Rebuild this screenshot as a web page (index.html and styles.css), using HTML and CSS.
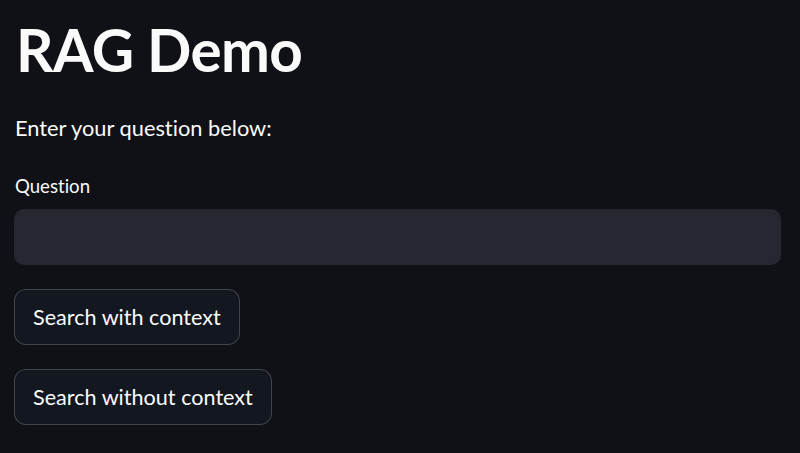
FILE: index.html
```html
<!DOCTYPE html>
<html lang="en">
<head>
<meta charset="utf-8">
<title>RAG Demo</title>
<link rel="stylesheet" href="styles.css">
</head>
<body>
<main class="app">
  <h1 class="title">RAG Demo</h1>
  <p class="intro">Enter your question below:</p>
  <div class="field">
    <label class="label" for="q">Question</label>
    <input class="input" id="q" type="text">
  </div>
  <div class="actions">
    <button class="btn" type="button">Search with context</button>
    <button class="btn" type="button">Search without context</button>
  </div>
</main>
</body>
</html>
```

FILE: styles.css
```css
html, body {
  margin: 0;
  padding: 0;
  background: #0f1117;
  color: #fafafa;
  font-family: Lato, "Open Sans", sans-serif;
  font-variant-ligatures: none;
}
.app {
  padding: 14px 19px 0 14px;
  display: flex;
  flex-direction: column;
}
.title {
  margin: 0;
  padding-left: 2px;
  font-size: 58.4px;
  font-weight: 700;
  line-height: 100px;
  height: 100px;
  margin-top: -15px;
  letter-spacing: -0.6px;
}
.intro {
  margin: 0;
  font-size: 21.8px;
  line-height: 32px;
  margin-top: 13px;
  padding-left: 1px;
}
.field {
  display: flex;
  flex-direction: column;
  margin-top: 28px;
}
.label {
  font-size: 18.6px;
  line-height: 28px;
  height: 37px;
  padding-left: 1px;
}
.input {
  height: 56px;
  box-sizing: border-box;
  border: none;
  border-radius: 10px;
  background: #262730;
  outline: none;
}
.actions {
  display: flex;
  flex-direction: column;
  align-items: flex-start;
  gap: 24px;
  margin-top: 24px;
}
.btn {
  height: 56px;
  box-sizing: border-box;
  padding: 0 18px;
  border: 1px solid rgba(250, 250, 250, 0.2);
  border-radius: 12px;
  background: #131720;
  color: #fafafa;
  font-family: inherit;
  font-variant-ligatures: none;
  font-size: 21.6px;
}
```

# Problem to solve:
Print the listing above in full, exactly as written. Omit any pictures.

# The response:
Rebuild this screenshot as a web page (index.html and styles.css), using HTML and CSS.
FILE: index.html
```html
<!DOCTYPE html>
<html lang="en">
<head>
<meta charset="utf-8">
<title>RAG Demo</title>
<link rel="stylesheet" href="styles.css">
</head>
<body>
<main class="app">
  <h1 class="title">RAG Demo</h1>
  <p class="intro">Enter your question below:</p>
  <div class="field">
    <label class="label" for="q">Question</label>
    <input class="input" id="q" type="text">
  </div>
  <div class="actions">
    <button class="btn" type="button">Search with context</button>
    <button class="btn" type="button">Search without context</button>
  </div>
</main>
</body>
</html>
```

FILE: styles.css
```css
html, body {
  margin: 0;
  padding: 0;
  background: #0f1117;
  color: #fafafa;
  font-family: Lato, "Open Sans", sans-serif;
  font-variant-ligatures: none;
}
.app {
  padding: 14px 19px 0 14px;
  display: flex;
  flex-direction: column;
}
.title {
  margin: 0;
  padding-left: 2px;
  font-size: 58.4px;
  font-weight: 700;
  line-height: 100px;
  height: 100px;
  margin-top: -15px;
  letter-spacing: -0.6px;
}
.intro {
  margin: 0;
  font-size: 21.8px;
  line-height: 32px;
  margin-top: 13px;
  padding-left: 1px;
}
.field {
  display: flex;
  flex-direction: column;
  margin-top: 28px;
}
.label {
  font-size: 18.6px;
  line-height: 28px;
  height: 37px;
  padding-left: 1px;
}
.input {
  height: 56px;
  box-sizing: border-box;
  border: none;
  border-radius: 10px;
  background: #262730;
  outline: none;
}
.actions {
  display: flex;
  flex-direction: column;
  align-items: flex-start;
  gap: 24px;
  margin-top: 24px;
}
.btn {
  height: 56px;
  box-sizing: border-box;
  padding: 0 18px;
  border: 1px solid rgba(250, 250, 250, 0.2);
  border-radius: 12px;
  background: #131720;
  color: #fafafa;
  font-family: inherit;
  font-variant-ligatures: none;
  font-size: 21.6px;
}
```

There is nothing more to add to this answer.